Understanding Docker Image Layers: How They Work and Why They Matter
Docker images are built from a series of layers that provide a lightweight, modular, and efficient way to build, update, and distribute containerized applications. Each layer in a Docker image corresponds to an instruction in a Dockerfile, and these layers are stacked on top of one another to form the final image.
In this article, we’ll explore what Docker image layers are, how they work, and why understanding them is crucial for building efficient Docker images.
1. What are Docker Image Layers?
Docker images are composed of a series of layers. Each layer represents an instruction in the Dockerfile that is executed when building the image. A layer is a read-only snapshot of the file system at a specific point in the build process.
When Docker builds an image, it executes each instruction in the Dockerfile one by one and creates a new layer on top of the previous one. Each layer is immutable, meaning that once it is created, it cannot be changed. If a layer needs to be modified, Docker creates a new layer on top of it, making the change without altering the original layer.
For example, a Dockerfile might contain the following instructions:
FROM ubuntu:20.04
RUN apt-get update
COPY app /app
-
Layer 1:
FROM ubuntu:20.04
– the base image layer (Ubuntu 20.04). -
Layer 2:
RUN apt-get update
– this layer contains the updates and package installations. -
Layer 3:
COPY app /app
– this layer contains the application files copied into the container.

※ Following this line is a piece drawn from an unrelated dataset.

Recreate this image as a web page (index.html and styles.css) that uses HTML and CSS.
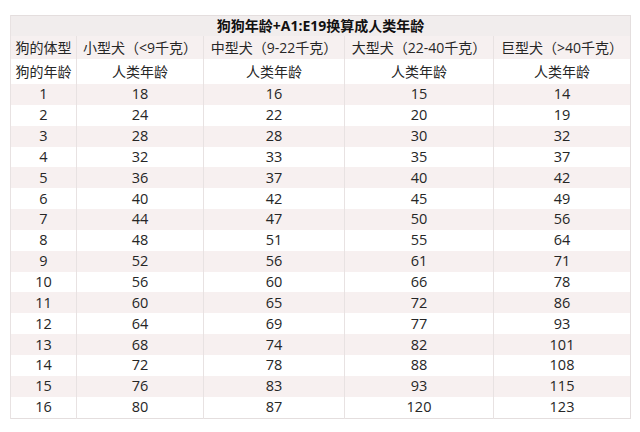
FILE: index.html
```html
<!DOCTYPE html>
<html lang="zh">
<head>
<meta charset="utf-8">
<link rel="stylesheet" href="styles.css">
</head>
<body>
<div class="page">
<table class="grid">
<colgroup>
<col class="c1"><col class="c2"><col class="c3"><col class="c4"><col class="c5">
</colgroup>
<tr class="title"><td colspan="5">狗狗年龄+A1:E19换算成人类年龄</td></tr>
<tr class="head"><td>狗的体型</td><td>小型犬（<9千克）</td><td>中型犬（9-22千克）</td><td>大型犬（22-40千克）</td><td>巨型犬（>40千克）</td></tr>
<tr class="sub"><td>狗的年龄</td><td>人类年龄</td><td>人类年龄</td><td>人类年龄</td><td>人类年龄</td></tr>
<tr class="row"><td>1</td><td>18</td><td>16</td><td>15</td><td>14</td></tr>
<tr class="row"><td>2</td><td>24</td><td>22</td><td>20</td><td>19</td></tr>
<tr class="row"><td>3</td><td>28</td><td>28</td><td>30</td><td>32</td></tr>
<tr class="row"><td>4</td><td>32</td><td>33</td><td>35</td><td>37</td></tr>
<tr class="row"><td>5</td><td>36</td><td>37</td><td>40</td><td>42</td></tr>
<tr class="row"><td>6</td><td>40</td><td>42</td><td>45</td><td>49</td></tr>
<tr class="row"><td>7</td><td>44</td><td>47</td><td>50</td><td>56</td></tr>
<tr class="row"><td>8</td><td>48</td><td>51</td><td>55</td><td>64</td></tr>
<tr class="row"><td>9</td><td>52</td><td>56</td><td>61</td><td>71</td></tr>
<tr class="row"><td>10</td><td>56</td><td>60</td><td>66</td><td>78</td></tr>
<tr class="row"><td>11</td><td>60</td><td>65</td><td>72</td><td>86</td></tr>
<tr class="row"><td>12</td><td>64</td><td>69</td><td>77</td><td>93</td></tr>
<tr class="row"><td>13</td><td>68</td><td>74</td><td>82</td><td>101</td></tr>
<tr class="row"><td>14</td><td>72</td><td>78</td><td>88</td><td>108</td></tr>
<tr class="row"><td>15</td><td>76</td><td>83</td><td>93</td><td>115</td></tr>
<tr class="row"><td>16</td><td>80</td><td>87</td><td>120</td><td>123</td></tr>
</table>
</div>
</body>
</html>
```

FILE: styles.css
```css
html, body {
  margin: 0;
  padding: 0;
  background: #ffffff;
}
.page {
  width: 640px;
  height: 432px;
  padding: 15px 10px 0 10px;
  box-sizing: border-box;
}
.grid {
  width: 620px;
  border-collapse: collapse;
  table-layout: fixed;
  font-family: "Open Sans", "Noto Sans CJK SC", sans-serif;
  font-size: 14.5px;
  color: #262626;
  border: 1px solid #e4dede;
}
.c1 { width: 66px; }
.c2 { width: 127px; }
.c3 { width: 141px; }
.c4 { width: 149px; }
.c5 { width: 137px; }
.grid td {
  padding: 0;
  text-align: center;
  vertical-align: middle;
  line-height: 16px;
  white-space: nowrap;
  border-left: 1px solid #e8e2e2;
  overflow: hidden;
}
.title td {
  height: 20px;
  background: #f1eded;
  font-weight: bold;
  font-size: 14px;
  color: #111111;
}
.head td {
  height: 23px;
  background: #f6f0f0;
  font-size: 14px;
}
.sub td {
  height: 25px;
  background: #ffffff;
  font-size: 14px;
}
.row td {
  height: 20.85px;
}
.row:nth-child(odd) td {
  background: #ffffff;
}
.row:nth-child(even) td {
  background: #f7f0f0;
}
```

Each of these instructions results in a new image layer. When you run the container, these layers are stacked together to form the final file system that the container uses.
2. How Docker Caches Image Layers
Docker uses a layer caching mechanism to speed up image builds. When Docker builds an image, it checks if a layer already exists in the cache based on the content of the Dockerfile and the files being copied into the image. If the layer has already been built before and nothing has changed, Docker reuses the cached version of that layer instead of rebuilding it.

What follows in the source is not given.